▶ Written instruction
Find every line below that contains the word "full" and copy it out.
#####
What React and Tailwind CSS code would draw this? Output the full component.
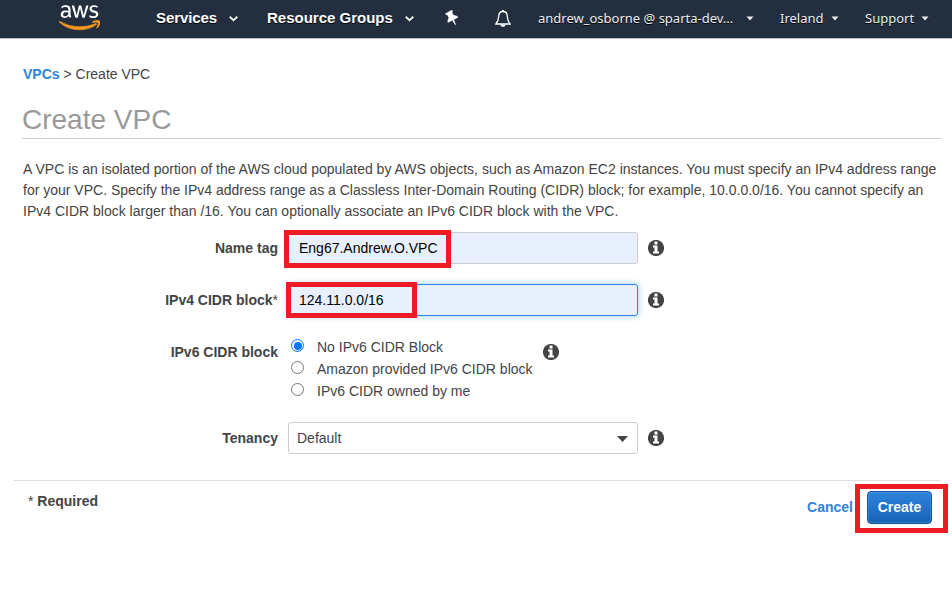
import { FaAws } from "react-icons/fa";

const navShadow = "[text-shadow:0_1px_0_#000]";

function AwsLogo() {
  return (
    <div className="ml-[59px] w-[41px] pt-[1px]">
      <div className="h-[19px] overflow-hidden text-white">
        <FaAws className="h-[33px] w-[41px]" />
      </div>
      <div className="h-[14px] overflow-hidden text-[#f7981f]">
        <FaAws className="-mt-[19px] h-[33px] w-[41px]" stroke="#f7981f" strokeWidth="10" />
      </div>
    </div>
  );
}

function Chevron({ className }) {
  return (
    <svg viewBox="0 0 9 6" className={`h-[6px] w-[9px] ${className}`}>
      <path d="M0.7 0.8 L4.5 4.2 L8.3 0.8" fill="none" stroke="#eee" strokeWidth="1.9" />
    </svg>
  );
}

function SmallCaret({ className }) {
  return (
    <svg viewBox="0 0 8 5" className={`h-[5px] w-[8px] ${className}`}>
      <path d="M0.5 0.5 H7.5 L4 4.5 Z" fill="#eee" />
    </svg>
  );
}

function Pin() {
  return (
    <svg viewBox="0 0 14 16" className="mt-[10px] ml-[31px] h-[16px] w-[14px]">
      <g transform="rotate(-28 7 8)" fill="#fff">
        <path d="M3.2 0.8 H10.8 V2.8 H9.8 V6.4 C11.6 7.1 12.8 8.5 12.8 10.4 H1.2 C1.2 8.5 2.4 7.1 4.2 6.4 V2.8 H3.2 Z" />
        <path d="M6 10.4 H8 L7.4 15.6 H6.6 Z" />
      </g>
    </svg>
  );
}

function Bell() {
  return (
    <svg viewBox="0 0 16 18" className="mt-[10px] ml-[36px] h-[18px] w-[16px]" fill="none" stroke="#fff">
      <path d="M8 1.5 C5 1.5 3.8 3.6 3.7 6.3 C3.6 9.9 2.9 11.6 0.9 14 H15.1 C13.1 11.6 12.4 9.9 12.3 6.3 C12.2 3.6 11 1.5 8 1.5 Z" strokeWidth="1.3" />
      <path d="M8 0 V1.5" strokeWidth="1.8" />
      <path d="M5.3 14.4 H10.7 C10.2 17.6 5.8 17.6 5.3 14.4 Z" fill="#fff" stroke="none" />
    </svg>
  );
}

function Info({ className }) {
  return (
    <svg viewBox="0 0 16 16" className={`h-[16px] w-[16px] ${className}`}>
      <circle cx="8" cy="8" r="8.1" fill="#444" />
      <path d="M6.5 1.6 H9.5 V4.4 H6.5 Z M5 5.6 H9.5 V11.6 H11 V13.6 H5 V11.6 H6.5 V7.6 H5 Z" fill="#fff" />
    </svg>
  );
}

function Label({ children }) {
  return <div className="w-[278px] text-right font-bold">{children}</div>;
}

function Radio({ label, checked }) {
  return (
    <div className="flex h-[22px] items-start">
      <span className={`mt-[1px] flex h-[13px] w-[13px] items-center justify-center rounded-full border ${checked ? "border-[#0075ff]" : "border-[#767676]"} bg-white`}>
        {checked && <span className="h-[8px] w-[8px] rounded-full bg-[#0075ff]" />}
      </span>
      <span className="ml-[13px] leading-[18px]">{label}</span>
    </div>
  );
}

export default function App() {
  return (
    <div className="h-[592px] w-[952px] overflow-hidden bg-white font-['Liberation_Sans',Arial,sans-serif] text-[14px] leading-[21px] text-[#444]">
      <header className={`flex h-[39px] items-start border-b border-[#b9bdc5] bg-[#232f3e] text-white ${navShadow}`}>
        <AwsLogo />
        <span className="mt-[7px] ml-[56px] w-[61px] text-[15px] font-bold tracking-[-0.1px] whitespace-nowrap">Services</span>
        <Chevron className="mt-[16px] ml-[12px]" />
        <span className="mt-[7px] ml-[29px] w-[127px] text-[15px] font-bold whitespace-nowrap">Resource Groups</span>
        <Chevron className="mt-[16px] ml-[11px]" />
        <Pin />
        <Bell />
        <div className="flex font-['Noto_Sans','Open_Sans',sans-serif] text-[13px] text-[#eee] whitespace-nowrap">
          <span className="mt-[8px] ml-[27px] w-[196px]">andrew_osborne @ sparta-dev...</span>
          <SmallCaret className="mt-[16px] ml-[12px]" />
          <span className="mt-[8px] ml-[26px] w-[44px]">Ireland</span>
          <SmallCaret className="mt-[16px] ml-[7px]" />
          <span className="mt-[8px] ml-[26px] w-[49px]">Support</span>
          <SmallCaret className="mt-[16px] ml-[7px]" />
        </div>
      </header>

      <main>
        <nav className="ml-[23px] pt-[25px]">
          <a className="font-bold text-[#2e83dc]">VPCs</a> &gt; Create VPC
        </nav>
        <h1 className="mt-[20px] ml-[22px] h-[34px] w-[919px] border-b border-[#ccc] text-[28px] leading-[29px] text-[#999]">Create VPC</h1>
        <p className="mt-[20px] ml-[23px] whitespace-nowrap">
          A VPC is an isolated portion of the AWS cloud populated by AWS objects, such as Amazon EC2 instances. You must specify an IPv4 address range
          <br />
          for your VPC. Specify the IPv4 address range as a Classless Inter-Domain Routing (CIDR) block; for example, 10.0.0.0/16. You cannot specify an
          <br />
          IPv4 CIDR block larger than /16. You can optionally associate an IPv6 CIDR block with the VPC.
        </p>

        <form>
          <div className="mt-[10px] flex h-[32px] items-center">
            <Label>Name tag</Label>
            <div className="relative ml-[10px] flex h-[32px] w-[350px] items-center rounded-[3px] border border-[#ccc] bg-[#e8f0fe] pl-[10px] text-black">
              Eng67.Andrew.O.VPC
              <span className="absolute -top-[3px] -left-[5px] h-[38px] w-[167px] border-[5px] border-[#ed1c24]" />
            </div>
            <Info className="ml-[10px]" />
          </div>

          <div className="mt-[20px] flex h-[32px] items-center">
            <Label>IPv4 CIDR block<span className="font-normal">*</span></Label>
            <div className="relative ml-[10px] flex h-[32px] w-[350px] items-center rounded-[3px] border border-[#2e83dc] bg-[#e8f0fe] pl-[10px] text-black shadow-[0_0_7px_rgba(82,168,236,0.6)]">
              124.11.0.0/16
              <span className="absolute -top-[3px] -left-[3px] h-[36px] w-[131px] border-[5px] border-[#ed1c24]" />
            </div>
            <Info className="ml-[10px]" />
          </div>

          <div className="mt-[22px] flex h-[66px] items-start">
            <div className="pt-[4px]"><Label>IPv6 CIDR block</Label></div>
            <div className="ml-[13px] w-[242px]">
              <Radio label="No IPv6 CIDR Block" checked />
              <Radio label="Amazon provided IPv6 CIDR block" />
              <Radio label="IPv6 CIDR owned by me" />
            </div>
            <Info className="mt-[6px] ml-[10px]" />
          </div>

          <div className="mt-[18px] flex h-[32px] items-center">
            <Label>Tenancy</Label>
            <div className="ml-[10px] flex h-[32px] w-[350px] items-center justify-between rounded-[3px] border border-[#ccc] bg-white pr-[9px] pl-[8px]">
              Default
              <svg viewBox="0 0 11 6" className="mt-[1px] h-[6px] w-[11px]"><path d="M0 0 H11 L5.5 6 Z" fill="#444" /></svg>
            </div>
            <Info className="ml-[10px]" />
          </div>
        </form>

        <footer className="mt-[26px] ml-[14px] flex w-[927px] items-start border-t border-[#ddd]">
          <div className="mt-[10px] ml-[14px] font-bold"><span className="font-normal">*</span> Required</div>
          <a className="mt-[16px] ml-auto font-bold text-[#2e83dc]">Cancel</a>
          <div className="relative mt-[10px] mr-[9px] ml-[14px]">
            <button type="button" className="block h-[33px] w-[65px] rounded-[4px] border border-[#0f57a6] bg-linear-to-b from-[#2e84dc] to-[#1463b5] font-bold text-white inset-shadow-[0_0_0_1px_rgba(255,255,255,0.12)]">Create</button>
            <span className="absolute -top-[7px] -left-[12px] h-[49px] w-[93px] border-[5px] border-[#ed1c24]" />
          </div>
        </footer>
      </main>
    </div>
  );
}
#####
▶ Answer to the problem
What React and Tailwind CSS code would draw this? Output the full component.
      <span className={`mt-[1px] flex h-[13px] w-[13px] items-center justify-center rounded-full border ${checked ? "border-[#0075ff]" : "border-[#767676]"} bg-white`}>
        {checked && <span className="h-[8px] w-[8px] rounded-full bg-[#0075ff]" />}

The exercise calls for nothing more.